Banking Glossary

Financial terms explained in plain language

A

Assets

Everything a bank owns or controls that has monetary value. This includes cash, loans to customers, investments in securities, real estate, and other holdings.

Example: When we say ICBC has $6.3 trillion in assets, this includes all the loans they've made, securities they hold, cash reserves, and property they own.

Asset Concentration

The degree to which banking assets are controlled by a small number of institutions. High concentration means fewer banks control most of the wealth.

Context: In 1984, the top 4 US banks controlled 15% of deposits. Today they control 44%—that's extreme asset concentration.

B

Bailout

Financial assistance provided by the government to prevent a bank or financial institution from failing. Usually involves taxpayer money.

2008 Example: The US government spent $498 billion (3.5% of GDP) bailing out banks during the financial crisis.

Bank Consolidation

The process of banks merging or being acquired, resulting in fewer, larger institutions. This has been the dominant trend since 1990.

Impact: Over 10,000 banks have disappeared through consolidation since 1990, creating today's megabanks.

C

Community Bank

Smaller banks that serve local communities, typically with less than $10 billion in assets. They focus on personal relationships and local lending.

Trend: Community banks have been steadily disappearing, unable to compete with megabanks that enjoy implicit government guarantees and economies of scale.

Concentration of Wealth

The accumulation of large amounts of wealth in the hands of a few individuals or institutions.

Banking Context: The world's largest banks control over $50 trillion in combined assets—more than the GDP of most major economies.

D

Deposits

Money that customers place into bank accounts. Banks use these deposits to make loans and investments.

Power Metric: The top 4 US banks now control 44% of all US deposits, up from 15% in 1984.

Dodd-Frank Act

Legislation passed in 2010 to regulate banks after the 2008 financial crisis. Aimed to prevent future crises through increased oversight and capital requirements.

Reality: Many provisions have been weakened through lobbying, and banks are now even larger than before the crisis.

F

Financial Crisis (2008)

A severe worldwide economic crisis caused by risky lending practices, complex financial instruments, and inadequate regulation of large banks.
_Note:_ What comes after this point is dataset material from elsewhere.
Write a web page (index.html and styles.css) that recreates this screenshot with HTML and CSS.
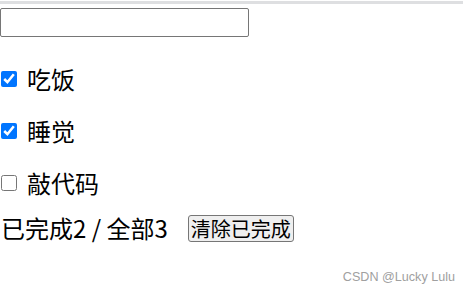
FILE: index.html
```html
<!DOCTYPE html>
<html lang="zh">
<head>
<meta charset="utf-8">
<link rel="stylesheet" href="styles.css">
</head>
<body>
<div class="topline"></div>
<div class="app">
  <input class="new-todo" type="text">
  <ul class="list">
    <li class="item"><input class="check" type="checkbox" checked><span>吃饭</span></li>
    <li class="item"><input class="check" type="checkbox" checked><span>睡觉</span></li>
    <li class="item"><input class="check" type="checkbox"><span>敲代码</span></li>
  </ul>
  <div class="footer">
    <span class="count">已完成2 / 全部3</span>
    <button class="clear">清除已完成</button>
  </div>
</div>
<div class="watermark">CSDN @Lucky Lulu</div>
</body>
</html>
```

FILE: styles.css
```css
html, body {
  margin: 0;
  padding: 0;
  background: #fff;
}
body {
  font-family: "Microsoft YaHei", "Noto Sans CJK SC", sans-serif;
  font-size: 24px;
  color: #000;
  width: 463px;
  height: 294px;
  position: relative;
  overflow: hidden;
}
.topline {
  margin-top: 1px;
  height: 3px;
  background: #dedfe1;
}
.app {
  display: flex;
  flex-direction: column;
}
.new-todo {
  box-sizing: border-box;
  margin: 4px 0 0 0;
  width: 249px;
  height: 29px;
  border: 1px solid #767676;
  border-radius: 2px;
  padding: 0 4px;
  font-size: 16px;
  outline: none;
}
.list {
  list-style: none;
  margin: 28px 0 0 0;
  padding: 0;
  display: flex;
  flex-direction: column;
  gap: 24px;
}
.item {
  display: flex;
  align-items: center;
  height: 28px;
  line-height: 28px;
}
.check {
  margin: 0 10px 0 1px;
  width: 16px;
  height: 16px;
}
.footer {
  margin-top: 17px;
  display: flex;
  align-items: center;
  height: 28px;
}
.count {
  margin-left: 1px;
  line-height: 28px;
}
.clear {
  margin-left: 20px;
  height: 27px;
  padding: 0 2px;
  font-family: "Microsoft YaHei", "Noto Sans CJK SC", sans-serif;
  font-size: 20px;
  line-height: 25px;
  border: 1px solid #767676;
  border-radius: 3px;
  background: #efefef;
  color: #000;
}
.watermark {
  position: absolute;
  right: 8px;
  bottom: 10px;
  font-family: "Liberation Sans", Arial, sans-serif;
  font-size: 12.6px;
  color: #a0a0a0;
}
```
Cost: The crisis resulted in a $498 billion taxpayer bailout, millions of foreclosures, and the worst recession since the Great Depression.

G

Glass-Steagall Act

A 1933 law that separated commercial banking from investment banking to reduce risk. It was repealed in 1999 by the Gramm-Leach-Bliley Act.
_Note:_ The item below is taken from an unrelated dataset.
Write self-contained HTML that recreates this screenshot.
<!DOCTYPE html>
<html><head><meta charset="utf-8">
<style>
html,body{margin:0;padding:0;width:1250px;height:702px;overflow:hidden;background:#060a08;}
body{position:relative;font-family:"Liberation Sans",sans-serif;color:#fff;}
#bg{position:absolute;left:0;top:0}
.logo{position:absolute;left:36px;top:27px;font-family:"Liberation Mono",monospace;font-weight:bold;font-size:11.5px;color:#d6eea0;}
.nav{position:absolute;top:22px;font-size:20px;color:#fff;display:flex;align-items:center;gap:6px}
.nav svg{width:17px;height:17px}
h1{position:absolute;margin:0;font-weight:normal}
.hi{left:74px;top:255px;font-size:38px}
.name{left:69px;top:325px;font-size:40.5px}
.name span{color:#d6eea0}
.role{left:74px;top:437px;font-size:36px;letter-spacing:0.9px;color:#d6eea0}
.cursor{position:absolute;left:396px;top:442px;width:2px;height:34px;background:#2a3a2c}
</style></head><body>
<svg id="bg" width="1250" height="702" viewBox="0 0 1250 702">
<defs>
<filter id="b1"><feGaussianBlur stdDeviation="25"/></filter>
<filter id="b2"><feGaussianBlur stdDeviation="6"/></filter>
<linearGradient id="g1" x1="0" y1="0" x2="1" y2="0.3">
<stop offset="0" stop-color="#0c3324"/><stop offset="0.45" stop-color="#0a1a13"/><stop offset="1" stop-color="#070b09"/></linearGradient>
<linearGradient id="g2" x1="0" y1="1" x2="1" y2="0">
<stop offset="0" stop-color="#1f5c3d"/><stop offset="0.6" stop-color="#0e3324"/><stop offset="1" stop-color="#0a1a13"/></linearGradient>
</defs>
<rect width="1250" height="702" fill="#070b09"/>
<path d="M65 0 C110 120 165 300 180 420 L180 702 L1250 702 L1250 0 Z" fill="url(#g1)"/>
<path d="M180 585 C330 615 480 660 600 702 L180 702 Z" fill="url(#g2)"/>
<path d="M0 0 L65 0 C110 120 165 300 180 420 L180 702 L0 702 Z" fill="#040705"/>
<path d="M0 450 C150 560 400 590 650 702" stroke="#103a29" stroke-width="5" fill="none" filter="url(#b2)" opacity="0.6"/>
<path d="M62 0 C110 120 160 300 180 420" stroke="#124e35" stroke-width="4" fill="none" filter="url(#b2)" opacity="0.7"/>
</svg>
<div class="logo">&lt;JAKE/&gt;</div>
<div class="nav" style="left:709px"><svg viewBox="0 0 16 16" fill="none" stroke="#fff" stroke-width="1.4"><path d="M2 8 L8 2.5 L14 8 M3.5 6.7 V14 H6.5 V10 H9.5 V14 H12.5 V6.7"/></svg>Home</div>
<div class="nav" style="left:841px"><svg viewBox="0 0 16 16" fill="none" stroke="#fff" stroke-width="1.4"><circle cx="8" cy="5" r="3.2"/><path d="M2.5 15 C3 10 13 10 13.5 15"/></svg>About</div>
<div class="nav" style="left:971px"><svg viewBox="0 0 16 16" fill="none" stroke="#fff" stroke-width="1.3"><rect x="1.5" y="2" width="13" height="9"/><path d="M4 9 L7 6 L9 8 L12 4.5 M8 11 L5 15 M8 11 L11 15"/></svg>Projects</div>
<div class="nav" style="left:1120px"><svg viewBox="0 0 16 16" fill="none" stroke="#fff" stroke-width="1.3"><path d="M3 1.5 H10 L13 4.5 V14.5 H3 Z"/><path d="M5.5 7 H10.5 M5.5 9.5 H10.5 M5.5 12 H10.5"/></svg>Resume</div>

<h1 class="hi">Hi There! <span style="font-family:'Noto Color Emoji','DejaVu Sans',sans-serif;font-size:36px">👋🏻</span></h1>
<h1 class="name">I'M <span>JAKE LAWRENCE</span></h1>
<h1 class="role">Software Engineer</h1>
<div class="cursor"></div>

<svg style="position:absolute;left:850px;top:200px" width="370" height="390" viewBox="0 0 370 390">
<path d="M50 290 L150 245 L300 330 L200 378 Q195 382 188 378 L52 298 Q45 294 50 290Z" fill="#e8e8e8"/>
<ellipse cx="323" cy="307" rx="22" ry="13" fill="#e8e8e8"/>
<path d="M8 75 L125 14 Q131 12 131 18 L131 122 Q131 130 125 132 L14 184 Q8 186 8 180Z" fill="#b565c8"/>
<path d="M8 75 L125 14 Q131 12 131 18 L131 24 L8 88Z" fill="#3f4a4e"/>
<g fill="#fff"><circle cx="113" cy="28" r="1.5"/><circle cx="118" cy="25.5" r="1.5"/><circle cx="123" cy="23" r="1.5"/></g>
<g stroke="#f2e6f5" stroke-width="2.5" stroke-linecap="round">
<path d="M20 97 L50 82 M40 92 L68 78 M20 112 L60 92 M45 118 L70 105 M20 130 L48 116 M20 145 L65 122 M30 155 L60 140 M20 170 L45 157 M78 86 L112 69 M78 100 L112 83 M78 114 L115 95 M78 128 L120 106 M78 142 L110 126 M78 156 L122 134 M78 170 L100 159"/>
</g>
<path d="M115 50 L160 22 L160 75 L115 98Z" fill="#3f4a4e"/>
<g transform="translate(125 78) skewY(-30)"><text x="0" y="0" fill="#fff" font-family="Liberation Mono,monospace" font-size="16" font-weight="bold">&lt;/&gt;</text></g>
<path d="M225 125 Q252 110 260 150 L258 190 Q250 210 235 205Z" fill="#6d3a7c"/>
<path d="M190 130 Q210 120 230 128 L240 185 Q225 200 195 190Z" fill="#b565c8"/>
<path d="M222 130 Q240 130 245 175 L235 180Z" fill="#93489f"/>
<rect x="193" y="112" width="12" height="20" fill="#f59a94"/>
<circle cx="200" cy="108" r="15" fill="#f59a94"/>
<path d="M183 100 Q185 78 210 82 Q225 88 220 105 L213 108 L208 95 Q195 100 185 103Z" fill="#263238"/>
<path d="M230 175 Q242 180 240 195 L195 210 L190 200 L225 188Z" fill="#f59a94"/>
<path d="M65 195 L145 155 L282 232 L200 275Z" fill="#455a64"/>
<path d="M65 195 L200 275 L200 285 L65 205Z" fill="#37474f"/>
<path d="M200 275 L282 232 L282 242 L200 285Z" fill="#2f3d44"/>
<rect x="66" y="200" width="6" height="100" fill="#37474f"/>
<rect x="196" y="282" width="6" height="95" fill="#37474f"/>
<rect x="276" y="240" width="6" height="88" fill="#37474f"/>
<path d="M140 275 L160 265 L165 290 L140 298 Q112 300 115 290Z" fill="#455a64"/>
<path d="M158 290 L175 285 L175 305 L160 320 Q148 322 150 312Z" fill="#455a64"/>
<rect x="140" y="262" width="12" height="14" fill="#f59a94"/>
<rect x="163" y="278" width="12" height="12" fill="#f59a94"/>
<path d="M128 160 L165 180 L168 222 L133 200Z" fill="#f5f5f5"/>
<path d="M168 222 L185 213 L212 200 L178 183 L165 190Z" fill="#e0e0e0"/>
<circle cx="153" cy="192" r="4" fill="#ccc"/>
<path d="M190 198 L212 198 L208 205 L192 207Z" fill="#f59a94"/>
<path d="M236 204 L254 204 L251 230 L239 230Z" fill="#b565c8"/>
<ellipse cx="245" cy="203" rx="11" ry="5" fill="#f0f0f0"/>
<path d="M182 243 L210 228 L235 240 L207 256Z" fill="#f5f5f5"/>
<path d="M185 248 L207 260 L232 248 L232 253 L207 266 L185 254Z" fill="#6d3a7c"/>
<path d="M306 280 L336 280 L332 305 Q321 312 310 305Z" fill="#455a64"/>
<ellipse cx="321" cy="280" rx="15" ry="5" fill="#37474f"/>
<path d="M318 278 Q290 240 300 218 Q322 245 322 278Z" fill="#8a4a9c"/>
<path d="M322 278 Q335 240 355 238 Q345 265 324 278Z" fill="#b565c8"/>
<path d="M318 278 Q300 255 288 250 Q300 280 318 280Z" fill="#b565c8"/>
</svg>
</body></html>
Impact: Repeal allowed banks to become much larger and engage in riskier activities, contributing to conditions that led to the 2008 crisis.
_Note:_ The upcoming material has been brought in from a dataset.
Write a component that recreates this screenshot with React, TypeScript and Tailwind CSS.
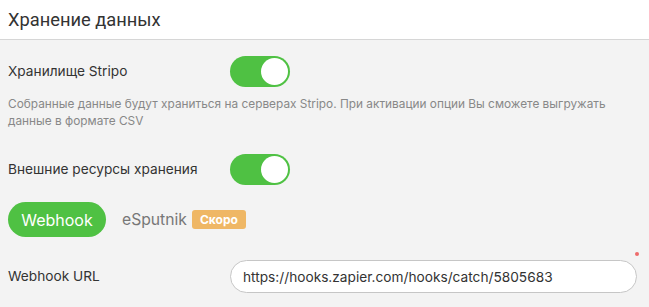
const Toggle = ({ on = true }: { on?: boolean }) => (
  <div
    className={`flex h-[31px] w-[60px] items-center rounded-full p-[2px] ${
      on ? 'justify-end bg-[#4fc143]' : 'justify-start bg-[#cccccc]'
    }`}
  >
    <div className="h-[27px] w-[27px] rounded-full bg-white" />
  </div>
);

export default function App() {
  return (
    <div className="h-[307px] w-[649px] overflow-hidden bg-[#f3f3f3] font-['Inter',sans-serif] text-[#333]">
      <div className="flex h-[40px] items-center border-b border-[#d6d6d6] bg-white px-2">
        <h1 className="font-['Roboto',sans-serif] text-[18.3px] text-[#333]">Хранение данных</h1>
      </div>

      <div className="px-2">
        <div className="mt-4 flex items-center">
          <div className="w-[222px] text-[13.7px]">Хранилище Stripo</div>
          <Toggle />
        </div>
        <p className="mt-[9px] w-[610px] text-[11.85px] leading-[17px] text-[#888]">
          Собранные данные будут храниться на серверах Stripo. При активации опции Вы сможете выгружать данные в формате CSV
        </p>

        <div className="mt-[24px] flex items-center">
          <div className="w-[222px] text-[13.7px]">Внешние ресурсы хранения</div>
          <Toggle />
        </div>

        <div className="mt-[17px] flex items-center">
          <button className="h-[35px] w-[98px] rounded-full bg-[#4fc143] text-[16px] text-white">Webhook</button>
          <span className="ml-4 text-[15.7px] text-[#777]">eSputnik</span>
          <span className="ml-[5px] flex h-[19px] w-[54px] items-center justify-center rounded-[3px] bg-[#efb765] text-[12px] font-bold text-white">
            Скоро
          </span>
        </div>

        <div className="mt-[23px] flex items-center">
          <div className="w-[222px] text-[13.7px]">Webhook URL</div>
          <div className="relative">
            <input
              readOnly
              value="https://hooks.zapier.com/hooks/catch/5805683"
              className="h-[33px] w-[407px] rounded-full border border-[#c6c6c6] bg-white px-3 text-[13.7px] text-[#333] outline-none"
            />
            <span className="absolute right-[-2px] top-[-8px] h-[4px] w-[4px] rounded-full bg-[#ee6b6b]" />
          </div>
        </div>
      </div>
    </div>
  );
}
GDP (Gross Domestic Product)

The total value of all goods and services produced by a country in a year. Used to measure economic size.

Banking Comparison: ICBC's assets ($6.3T) exceed the combined GDP of Germany, India, and the UK.

I

Implicit Guarantee

The unofficial understanding that the government will bail out large banks if they fail, even without formal promises.

Value: This implicit guarantee is worth approximately $83 billion annually to large banks—essentially free money from taxpayers.

L

Lobbying

The practice of attempting to influence politicians and government officials to create favorable policies.

Banking Lobbying: The financial sector spent $7.4 billion on lobbying from 1998-2016—about $1.3 million per day.

M

Megabank

Extremely large banks with assets in the trillions of dollars. These institutions operate globally and often enjoy "too big to fail" status.

Examples: ICBC ($6.3T), JPMorgan Chase ($4T), Bank of America ($3.3T).

Moral Hazard

When banks take excessive risks because they know they'll be bailed out if things go wrong. The profits are private, but the losses are public.

Problem: "Too big to fail" creates moral hazard by removing consequences for risky behavior.

S

Systemic Risk

The risk that the failure of one major financial institution could trigger a cascade of failures throughout the entire financial system.

2008 Lesson: The interconnected nature of megabanks meant that one failure could threaten the entire global economy.

T

Too Big to Fail

Financial institutions so large and interconnected that their failure would cause catastrophic damage to the economy, forcing government intervention.

Reality: These banks receive an $83 billion annual subsidy through implicit government guarantees, and they're even larger now than before the 2008 crisis.

Trillion

One trillion equals 1,000 billion or 1,000,000 million. Written as $1,000,000,000,000.

Context: ICBC has $6.3 trillion in assets. If you spent $1 million every day, it would take 17,260 years to spend $6.3 trillion.